TASK -
Pictures excluded, return the lines below from the first through the line holding "import React from".

-- Start of DATA SHOWN --

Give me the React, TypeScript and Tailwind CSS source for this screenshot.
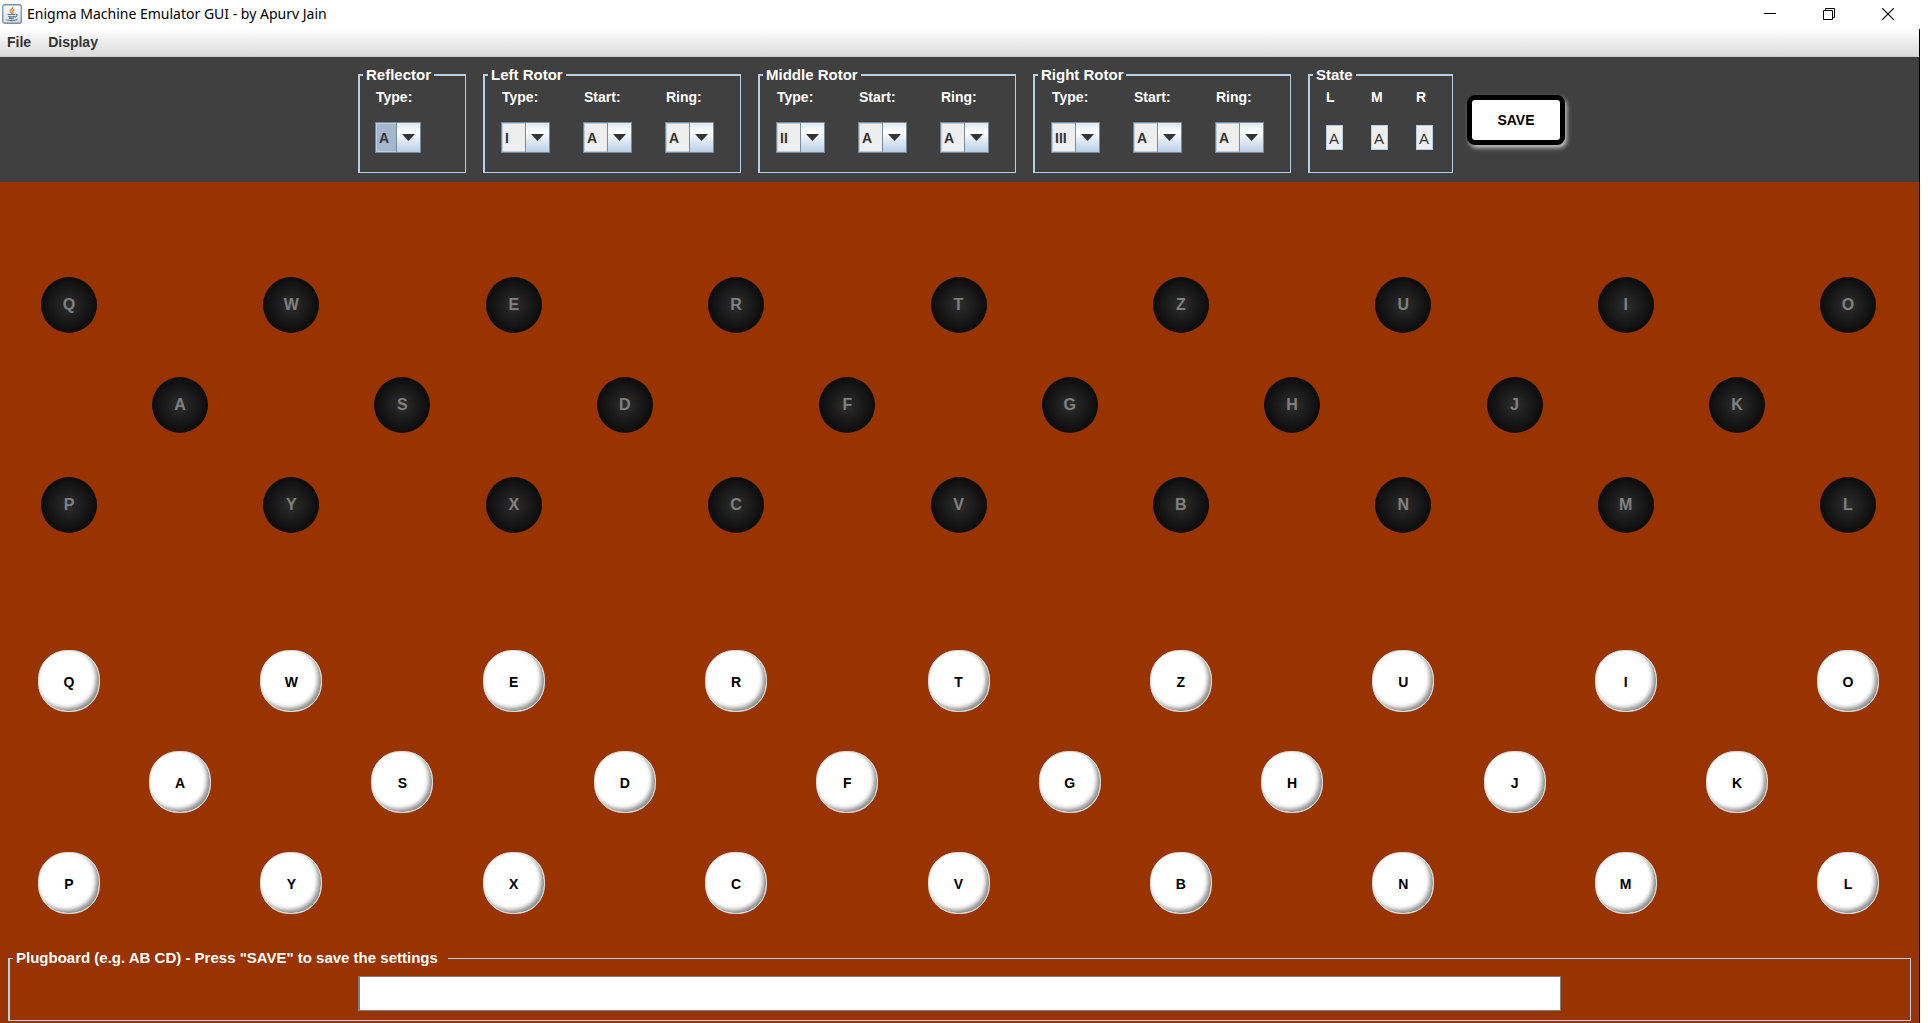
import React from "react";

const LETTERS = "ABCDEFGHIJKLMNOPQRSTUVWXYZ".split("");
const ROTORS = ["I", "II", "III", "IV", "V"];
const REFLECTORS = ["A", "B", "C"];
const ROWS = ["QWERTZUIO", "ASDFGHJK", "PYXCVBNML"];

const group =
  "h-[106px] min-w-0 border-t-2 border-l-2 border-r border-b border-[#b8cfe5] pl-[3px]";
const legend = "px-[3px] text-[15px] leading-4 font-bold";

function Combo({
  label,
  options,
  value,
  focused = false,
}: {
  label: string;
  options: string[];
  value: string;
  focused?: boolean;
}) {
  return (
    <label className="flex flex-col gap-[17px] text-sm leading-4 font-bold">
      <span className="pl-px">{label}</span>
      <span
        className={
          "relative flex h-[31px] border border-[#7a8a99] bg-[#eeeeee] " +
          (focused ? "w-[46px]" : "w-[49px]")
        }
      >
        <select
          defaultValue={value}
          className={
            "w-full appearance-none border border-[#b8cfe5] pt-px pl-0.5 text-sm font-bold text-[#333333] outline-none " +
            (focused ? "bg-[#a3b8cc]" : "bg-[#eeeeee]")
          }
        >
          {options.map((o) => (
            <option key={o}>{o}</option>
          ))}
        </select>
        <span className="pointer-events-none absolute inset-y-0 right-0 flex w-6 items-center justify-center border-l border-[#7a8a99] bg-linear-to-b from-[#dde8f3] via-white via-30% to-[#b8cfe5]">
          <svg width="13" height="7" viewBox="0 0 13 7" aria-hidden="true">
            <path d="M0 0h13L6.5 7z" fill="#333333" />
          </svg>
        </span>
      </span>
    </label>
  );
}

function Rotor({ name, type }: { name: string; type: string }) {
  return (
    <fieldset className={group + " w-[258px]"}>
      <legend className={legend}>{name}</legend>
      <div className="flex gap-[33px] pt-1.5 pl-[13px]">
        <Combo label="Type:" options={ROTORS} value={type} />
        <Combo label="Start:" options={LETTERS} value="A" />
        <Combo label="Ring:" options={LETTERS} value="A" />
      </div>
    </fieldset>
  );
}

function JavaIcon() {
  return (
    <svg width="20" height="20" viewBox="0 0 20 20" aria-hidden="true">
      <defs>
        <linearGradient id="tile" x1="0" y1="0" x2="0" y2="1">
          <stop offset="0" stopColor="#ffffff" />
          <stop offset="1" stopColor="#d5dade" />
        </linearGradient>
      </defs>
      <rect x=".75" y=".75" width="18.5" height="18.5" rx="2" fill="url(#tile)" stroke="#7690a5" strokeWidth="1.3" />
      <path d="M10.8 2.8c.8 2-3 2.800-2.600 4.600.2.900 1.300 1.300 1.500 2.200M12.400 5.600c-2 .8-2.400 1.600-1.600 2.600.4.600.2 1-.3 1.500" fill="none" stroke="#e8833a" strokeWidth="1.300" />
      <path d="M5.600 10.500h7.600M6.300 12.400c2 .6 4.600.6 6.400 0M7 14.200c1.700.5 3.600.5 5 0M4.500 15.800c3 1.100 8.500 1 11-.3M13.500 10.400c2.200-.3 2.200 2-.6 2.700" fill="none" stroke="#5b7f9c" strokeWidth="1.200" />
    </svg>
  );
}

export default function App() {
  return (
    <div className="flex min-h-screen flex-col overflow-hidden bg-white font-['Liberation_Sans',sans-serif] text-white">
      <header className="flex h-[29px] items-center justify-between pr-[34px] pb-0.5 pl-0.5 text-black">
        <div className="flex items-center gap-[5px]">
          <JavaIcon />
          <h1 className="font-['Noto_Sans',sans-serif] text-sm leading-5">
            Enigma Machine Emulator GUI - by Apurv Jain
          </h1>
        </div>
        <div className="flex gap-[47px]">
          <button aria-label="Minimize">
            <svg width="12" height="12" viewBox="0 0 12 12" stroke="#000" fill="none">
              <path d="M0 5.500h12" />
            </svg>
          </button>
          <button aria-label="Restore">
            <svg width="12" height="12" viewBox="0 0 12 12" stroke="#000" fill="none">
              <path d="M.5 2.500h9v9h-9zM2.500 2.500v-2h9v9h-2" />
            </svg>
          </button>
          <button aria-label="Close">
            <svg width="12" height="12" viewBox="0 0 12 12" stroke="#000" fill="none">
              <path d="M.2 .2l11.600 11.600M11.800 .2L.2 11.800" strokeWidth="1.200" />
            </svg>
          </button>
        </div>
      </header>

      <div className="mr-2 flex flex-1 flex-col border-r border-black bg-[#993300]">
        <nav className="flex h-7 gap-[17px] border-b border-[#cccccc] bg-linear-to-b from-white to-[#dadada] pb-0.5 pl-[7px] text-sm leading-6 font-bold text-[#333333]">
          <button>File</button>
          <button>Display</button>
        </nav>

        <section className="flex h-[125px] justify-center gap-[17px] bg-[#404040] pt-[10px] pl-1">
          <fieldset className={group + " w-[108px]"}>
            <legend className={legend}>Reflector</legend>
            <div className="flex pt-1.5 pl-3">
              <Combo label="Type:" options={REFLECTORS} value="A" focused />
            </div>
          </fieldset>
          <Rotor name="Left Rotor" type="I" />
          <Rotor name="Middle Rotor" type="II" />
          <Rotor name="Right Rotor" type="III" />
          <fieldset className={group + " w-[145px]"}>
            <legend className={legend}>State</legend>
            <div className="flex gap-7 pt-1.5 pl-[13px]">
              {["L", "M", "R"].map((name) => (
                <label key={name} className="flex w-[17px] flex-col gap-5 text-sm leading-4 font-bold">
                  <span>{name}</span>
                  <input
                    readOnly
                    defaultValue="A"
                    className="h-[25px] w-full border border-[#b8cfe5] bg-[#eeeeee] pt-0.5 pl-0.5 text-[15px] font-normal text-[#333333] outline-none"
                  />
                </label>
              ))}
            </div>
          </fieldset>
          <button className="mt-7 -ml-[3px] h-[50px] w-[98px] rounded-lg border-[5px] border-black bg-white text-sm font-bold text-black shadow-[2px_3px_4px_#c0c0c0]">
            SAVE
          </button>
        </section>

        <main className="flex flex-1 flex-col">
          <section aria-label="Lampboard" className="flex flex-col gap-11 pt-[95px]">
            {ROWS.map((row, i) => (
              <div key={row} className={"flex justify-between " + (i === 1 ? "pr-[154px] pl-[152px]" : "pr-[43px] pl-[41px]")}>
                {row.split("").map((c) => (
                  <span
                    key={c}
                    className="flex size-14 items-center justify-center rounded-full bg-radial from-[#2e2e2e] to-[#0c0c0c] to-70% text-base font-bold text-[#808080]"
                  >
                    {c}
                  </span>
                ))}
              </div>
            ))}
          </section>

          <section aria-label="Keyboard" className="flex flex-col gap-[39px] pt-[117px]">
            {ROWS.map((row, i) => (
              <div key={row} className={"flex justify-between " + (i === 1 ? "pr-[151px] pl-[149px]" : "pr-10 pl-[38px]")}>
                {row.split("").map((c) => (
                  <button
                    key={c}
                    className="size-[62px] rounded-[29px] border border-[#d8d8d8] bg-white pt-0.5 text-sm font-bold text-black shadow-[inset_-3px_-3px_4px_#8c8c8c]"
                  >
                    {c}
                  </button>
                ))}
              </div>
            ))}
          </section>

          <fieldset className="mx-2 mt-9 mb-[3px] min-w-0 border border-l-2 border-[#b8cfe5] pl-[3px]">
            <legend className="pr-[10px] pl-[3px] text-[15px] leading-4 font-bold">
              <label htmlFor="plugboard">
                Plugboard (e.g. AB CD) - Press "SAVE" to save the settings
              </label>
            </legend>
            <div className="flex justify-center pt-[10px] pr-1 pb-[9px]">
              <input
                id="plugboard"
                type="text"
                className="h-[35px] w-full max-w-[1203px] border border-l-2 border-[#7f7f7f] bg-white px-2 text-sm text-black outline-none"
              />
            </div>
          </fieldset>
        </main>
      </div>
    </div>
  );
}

-- End of DATA SHOWN --

REPLY TO THE TASK -
Give me the React, TypeScript and Tailwind CSS source for this screenshot.
import React from "react";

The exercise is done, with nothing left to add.